-- Data entries start --

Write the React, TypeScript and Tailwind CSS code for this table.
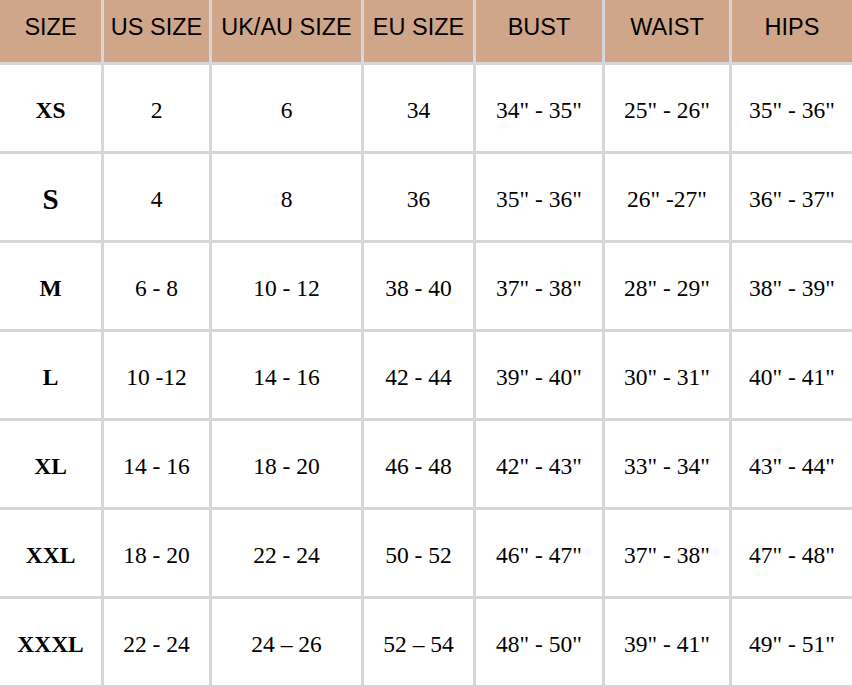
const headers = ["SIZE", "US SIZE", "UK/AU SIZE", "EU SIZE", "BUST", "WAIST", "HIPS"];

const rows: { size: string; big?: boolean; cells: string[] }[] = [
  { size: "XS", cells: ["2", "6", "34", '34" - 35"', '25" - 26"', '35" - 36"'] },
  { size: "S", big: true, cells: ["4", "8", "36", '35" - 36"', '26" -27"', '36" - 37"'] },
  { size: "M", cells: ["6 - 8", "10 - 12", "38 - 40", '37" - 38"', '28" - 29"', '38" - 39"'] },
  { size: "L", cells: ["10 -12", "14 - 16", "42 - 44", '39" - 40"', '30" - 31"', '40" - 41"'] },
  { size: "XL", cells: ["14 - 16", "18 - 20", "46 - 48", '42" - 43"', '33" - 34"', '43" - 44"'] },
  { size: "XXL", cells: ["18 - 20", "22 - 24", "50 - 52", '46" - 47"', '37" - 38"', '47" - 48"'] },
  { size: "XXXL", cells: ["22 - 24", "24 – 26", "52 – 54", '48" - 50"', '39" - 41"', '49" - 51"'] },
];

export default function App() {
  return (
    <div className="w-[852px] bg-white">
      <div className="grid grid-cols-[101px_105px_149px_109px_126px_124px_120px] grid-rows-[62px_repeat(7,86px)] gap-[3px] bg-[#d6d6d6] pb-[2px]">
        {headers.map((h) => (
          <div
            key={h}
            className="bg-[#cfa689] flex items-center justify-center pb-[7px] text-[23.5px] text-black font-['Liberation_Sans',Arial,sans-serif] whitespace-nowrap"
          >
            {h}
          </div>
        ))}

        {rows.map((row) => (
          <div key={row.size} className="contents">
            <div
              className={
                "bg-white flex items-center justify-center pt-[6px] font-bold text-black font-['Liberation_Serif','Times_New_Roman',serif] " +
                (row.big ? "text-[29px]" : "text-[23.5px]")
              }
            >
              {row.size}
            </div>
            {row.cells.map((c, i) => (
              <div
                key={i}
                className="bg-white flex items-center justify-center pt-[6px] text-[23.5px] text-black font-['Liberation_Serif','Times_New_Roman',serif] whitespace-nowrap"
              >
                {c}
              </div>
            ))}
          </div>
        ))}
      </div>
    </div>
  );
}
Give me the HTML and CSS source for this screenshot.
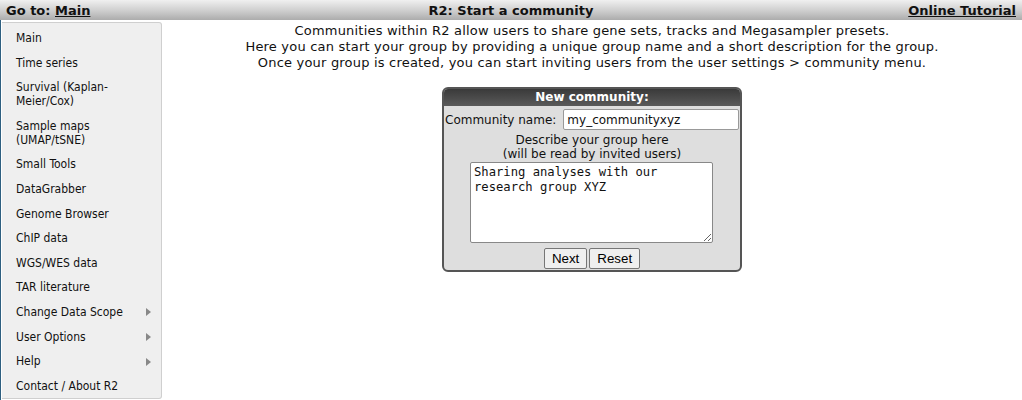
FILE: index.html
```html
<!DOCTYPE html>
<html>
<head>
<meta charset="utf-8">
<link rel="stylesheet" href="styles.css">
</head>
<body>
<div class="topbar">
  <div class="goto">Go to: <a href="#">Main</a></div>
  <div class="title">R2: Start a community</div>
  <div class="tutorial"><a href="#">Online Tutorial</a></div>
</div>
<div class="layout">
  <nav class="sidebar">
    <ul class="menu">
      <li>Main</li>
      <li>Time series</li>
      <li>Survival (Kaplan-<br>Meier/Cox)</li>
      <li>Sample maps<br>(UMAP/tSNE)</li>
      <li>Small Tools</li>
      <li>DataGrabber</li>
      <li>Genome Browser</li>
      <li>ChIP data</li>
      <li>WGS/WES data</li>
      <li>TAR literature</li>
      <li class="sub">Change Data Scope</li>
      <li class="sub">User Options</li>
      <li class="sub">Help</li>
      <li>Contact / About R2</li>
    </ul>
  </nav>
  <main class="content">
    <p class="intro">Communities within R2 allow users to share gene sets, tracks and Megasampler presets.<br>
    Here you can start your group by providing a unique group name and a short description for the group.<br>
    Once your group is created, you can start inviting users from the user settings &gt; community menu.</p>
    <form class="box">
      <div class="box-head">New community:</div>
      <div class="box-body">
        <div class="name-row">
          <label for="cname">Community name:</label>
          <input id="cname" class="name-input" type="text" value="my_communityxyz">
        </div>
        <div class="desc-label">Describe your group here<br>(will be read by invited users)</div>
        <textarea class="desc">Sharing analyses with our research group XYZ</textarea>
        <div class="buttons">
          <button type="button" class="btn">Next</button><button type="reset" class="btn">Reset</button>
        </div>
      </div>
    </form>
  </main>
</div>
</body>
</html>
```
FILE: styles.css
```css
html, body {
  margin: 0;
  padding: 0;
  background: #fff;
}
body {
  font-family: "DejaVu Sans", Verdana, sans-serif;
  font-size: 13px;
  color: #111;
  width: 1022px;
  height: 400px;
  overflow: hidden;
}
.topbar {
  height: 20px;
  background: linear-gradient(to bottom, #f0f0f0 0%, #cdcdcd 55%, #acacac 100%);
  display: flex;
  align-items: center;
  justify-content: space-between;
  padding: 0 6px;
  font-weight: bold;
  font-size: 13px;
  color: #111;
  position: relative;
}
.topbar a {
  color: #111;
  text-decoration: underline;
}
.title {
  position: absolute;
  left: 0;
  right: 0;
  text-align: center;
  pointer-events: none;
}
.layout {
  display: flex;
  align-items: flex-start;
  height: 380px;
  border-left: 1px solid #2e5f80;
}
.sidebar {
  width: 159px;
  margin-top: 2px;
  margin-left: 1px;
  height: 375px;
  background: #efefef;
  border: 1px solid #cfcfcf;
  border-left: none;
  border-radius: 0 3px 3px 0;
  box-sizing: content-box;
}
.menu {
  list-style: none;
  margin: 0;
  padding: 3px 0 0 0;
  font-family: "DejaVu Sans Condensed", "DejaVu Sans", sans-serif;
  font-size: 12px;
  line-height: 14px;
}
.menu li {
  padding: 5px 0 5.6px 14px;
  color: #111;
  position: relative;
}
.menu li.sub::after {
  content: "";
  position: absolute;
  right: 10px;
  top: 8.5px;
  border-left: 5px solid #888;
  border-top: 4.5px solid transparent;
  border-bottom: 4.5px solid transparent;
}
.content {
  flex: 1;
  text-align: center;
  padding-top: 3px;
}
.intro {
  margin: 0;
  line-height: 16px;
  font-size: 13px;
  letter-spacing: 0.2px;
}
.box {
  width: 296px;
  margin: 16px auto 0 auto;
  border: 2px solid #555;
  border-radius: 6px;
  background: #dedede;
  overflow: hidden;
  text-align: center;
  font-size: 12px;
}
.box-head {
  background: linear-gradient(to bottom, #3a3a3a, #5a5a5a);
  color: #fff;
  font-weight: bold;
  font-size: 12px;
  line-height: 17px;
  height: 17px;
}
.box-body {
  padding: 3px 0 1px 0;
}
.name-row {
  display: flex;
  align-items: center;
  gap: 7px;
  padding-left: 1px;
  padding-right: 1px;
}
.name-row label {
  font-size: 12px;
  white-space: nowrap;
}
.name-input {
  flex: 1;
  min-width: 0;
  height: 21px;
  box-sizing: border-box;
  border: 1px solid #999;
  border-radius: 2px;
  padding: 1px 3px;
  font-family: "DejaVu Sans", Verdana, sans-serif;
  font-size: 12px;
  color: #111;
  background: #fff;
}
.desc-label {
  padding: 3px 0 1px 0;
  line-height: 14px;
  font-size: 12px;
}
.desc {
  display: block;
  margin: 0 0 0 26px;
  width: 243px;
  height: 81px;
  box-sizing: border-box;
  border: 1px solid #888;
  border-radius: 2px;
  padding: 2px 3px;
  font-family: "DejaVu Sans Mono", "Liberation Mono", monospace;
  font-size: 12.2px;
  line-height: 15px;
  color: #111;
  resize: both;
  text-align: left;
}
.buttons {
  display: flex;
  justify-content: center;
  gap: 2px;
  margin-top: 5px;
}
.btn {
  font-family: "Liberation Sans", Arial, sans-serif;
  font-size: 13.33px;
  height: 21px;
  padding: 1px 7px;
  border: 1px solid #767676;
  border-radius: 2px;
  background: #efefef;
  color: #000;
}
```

-- Data entries end --

__The task__.
Each record above is to be restated exactly, with its pictures removed from the copy.

__Problem solution__.
Write the React, TypeScript and Tailwind CSS code for this table.
const headers = ["SIZE", "US SIZE", "UK/AU SIZE", "EU SIZE", "BUST", "WAIST", "HIPS"];

const rows: { size: string; big?: boolean; cells: string[] }[] = [
  { size: "XS", cells: ["2", "6", "34", '34" - 35"', '25" - 26"', '35" - 36"'] },
  { size: "S", big: true, cells: ["4", "8", "36", '35" - 36"', '26" -27"', '36" - 37"'] },
  { size: "M", cells: ["6 - 8", "10 - 12", "38 - 40", '37" - 38"', '28" - 29"', '38" - 39"'] },
  { size: "L", cells: ["10 -12", "14 - 16", "42 - 44", '39" - 40"', '30" - 31"', '40" - 41"'] },
  { size: "XL", cells: ["14 - 16", "18 - 20", "46 - 48", '42" - 43"', '33" - 34"', '43" - 44"'] },
  { size: "XXL", cells: ["18 - 20", "22 - 24", "50 - 52", '46" - 47"', '37" - 38"', '47" - 48"'] },
  { size: "XXXL", cells: ["22 - 24", "24 – 26", "52 – 54", '48" - 50"', '39" - 41"', '49" - 51"'] },
];

export default function App() {
  return (
    <div className="w-[852px] bg-white">
      <div className="grid grid-cols-[101px_105px_149px_109px_126px_124px_120px] grid-rows-[62px_repeat(7,86px)] gap-[3px] bg-[#d6d6d6] pb-[2px]">
        {headers.map((h) => (
          <div
            key={h}
            className="bg-[#cfa689] flex items-center justify-center pb-[7px] text-[23.5px] text-black font-['Liberation_Sans',Arial,sans-serif] whitespace-nowrap"
          >
            {h}
          </div>
        ))}

        {rows.map((row) => (
          <div key={row.size} className="contents">
            <div
              className={
                "bg-white flex items-center justify-center pt-[6px] font-bold text-black font-['Liberation_Serif','Times_New_Roman',serif] " +
                (row.big ? "text-[29px]" : "text-[23.5px]")
              }
            >
              {row.size}
            </div>
            {row.cells.map((c, i) => (
              <div
                key={i}
                className="bg-white flex items-center justify-center pt-[6px] text-[23.5px] text-black font-['Liberation_Serif','Times_New_Roman',serif] whitespace-nowrap"
              >
                {c}
              </div>
            ))}
          </div>
        ))}
      </div>
    </div>
  );
}
Give me the HTML and CSS source for this screenshot.
FILE: index.html
```html
<!DOCTYPE html>
<html>
<head>
<meta charset="utf-8">
<link rel="stylesheet" href="styles.css">
</head>
<body>
<div class="topbar">
  <div class="goto">Go to: <a href="#">Main</a></div>
  <div class="title">R2: Start a community</div>
  <div class="tutorial"><a href="#">Online Tutorial</a></div>
</div>
<div class="layout">
  <nav class="sidebar">
    <ul class="menu">
      <li>Main</li>
      <li>Time series</li>
      <li>Survival (Kaplan-<br>Meier/Cox)</li>
      <li>Sample maps<br>(UMAP/tSNE)</li>
      <li>Small Tools</li>
      <li>DataGrabber</li>
      <li>Genome Browser</li>
      <li>ChIP data</li>
      <li>WGS/WES data</li>
      <li>TAR literature</li>
      <li class="sub">Change Data Scope</li>
      <li class="sub">User Options</li>
      <li class="sub">Help</li>
      <li>Contact / About R2</li>
    </ul>
  </nav>
  <main class="content">
    <p class="intro">Communities within R2 allow users to share gene sets, tracks and Megasampler presets.<br>
    Here you can start your group by providing a unique group name and a short description for the group.<br>
    Once your group is created, you can start inviting users from the user settings &gt; community menu.</p>
    <form class="box">
      <div class="box-head">New community:</div>
      <div class="box-body">
        <div class="name-row">
          <label for="cname">Community name:</label>
          <input id="cname" class="name-input" type="text" value="my_communityxyz">
        </div>
        <div class="desc-label">Describe your group here<br>(will be read by invited users)</div>
        <textarea class="desc">Sharing analyses with our research group XYZ</textarea>
        <div class="buttons">
          <button type="button" class="btn">Next</button><button type="reset" class="btn">Reset</button>
        </div>
      </div>
    </form>
  </main>
</div>
</body>
</html>
```
FILE: styles.css
```css
html, body {
  margin: 0;
  padding: 0;
  background: #fff;
}
body {
  font-family: "DejaVu Sans", Verdana, sans-serif;
  font-size: 13px;
  color: #111;
  width: 1022px;
  height: 400px;
  overflow: hidden;
}
.topbar {
  height: 20px;
  background: linear-gradient(to bottom, #f0f0f0 0%, #cdcdcd 55%, #acacac 100%);
  display: flex;
  align-items: center;
  justify-content: space-between;
  padding: 0 6px;
  font-weight: bold;
  font-size: 13px;
  color: #111;
  position: relative;
}
.topbar a {
  color: #111;
  text-decoration: underline;
}
.title {
  position: absolute;
  left: 0;
  right: 0;
  text-align: center;
  pointer-events: none;
}
.layout {
  display: flex;
  align-items: flex-start;
  height: 380px;
  border-left: 1px solid #2e5f80;
}
.sidebar {
  width: 159px;
  margin-top: 2px;
  margin-left: 1px;
  height: 375px;
  background: #efefef;
  border: 1px solid #cfcfcf;
  border-left: none;
  border-radius: 0 3px 3px 0;
  box-sizing: content-box;
}
.menu {
  list-style: none;
  margin: 0;
  padding: 3px 0 0 0;
  font-family: "DejaVu Sans Condensed", "DejaVu Sans", sans-serif;
  font-size: 12px;
  line-height: 14px;
}
.menu li {
  padding: 5px 0 5.6px 14px;
  color: #111;
  position: relative;
}
.menu li.sub::after {
  content: "";
  position: absolute;
  right: 10px;
  top: 8.5px;
  border-left: 5px solid #888;
  border-top: 4.5px solid transparent;
  border-bottom: 4.5px solid transparent;
}
.content {
  flex: 1;
  text-align: center;
  padding-top: 3px;
}
.intro {
  margin: 0;
  line-height: 16px;
  font-size: 13px;
  letter-spacing: 0.2px;
}
.box {
  width: 296px;
  margin: 16px auto 0 auto;
  border: 2px solid #555;
  border-radius: 6px;
  background: #dedede;
  overflow: hidden;
  text-align: center;
  font-size: 12px;
}
.box-head {
  background: linear-gradient(to bottom, #3a3a3a, #5a5a5a);
  color: #fff;
  font-weight: bold;
  font-size: 12px;
  line-height: 17px;
  height: 17px;
}
.box-body {
  padding: 3px 0 1px 0;
}
.name-row {
  display: flex;
  align-items: center;
  gap: 7px;
  padding-left: 1px;
  padding-right: 1px;
}
.name-row label {
  font-size: 12px;
  white-space: nowrap;
}
.name-input {
  flex: 1;
  min-width: 0;
  height: 21px;
  box-sizing: border-box;
  border: 1px solid #999;
  border-radius: 2px;
  padding: 1px 3px;
  font-family: "DejaVu Sans", Verdana, sans-serif;
  font-size: 12px;
  color: #111;
  background: #fff;
}
.desc-label {
  padding: 3px 0 1px 0;
  line-height: 14px;
  font-size: 12px;
}
.desc {
  display: block;
  margin: 0 0 0 26px;
  width: 243px;
  height: 81px;
  box-sizing: border-box;
  border: 1px solid #888;
  border-radius: 2px;
  padding: 2px 3px;
  font-family: "DejaVu Sans Mono", "Liberation Mono", monospace;
  font-size: 12.2px;
  line-height: 15px;
  color: #111;
  resize: both;
  text-align: left;
}
.buttons {
  display: flex;
  justify-content: center;
  gap: 2px;
  margin-top: 5px;
}
.btn {
  font-family: "Liberation Sans", Arial, sans-serif;
  font-size: 13.33px;
  height: 21px;
  padding: 1px 7px;
  border: 1px solid #767676;
  border-radius: 2px;
  background: #efefef;
  color: #000;
}
```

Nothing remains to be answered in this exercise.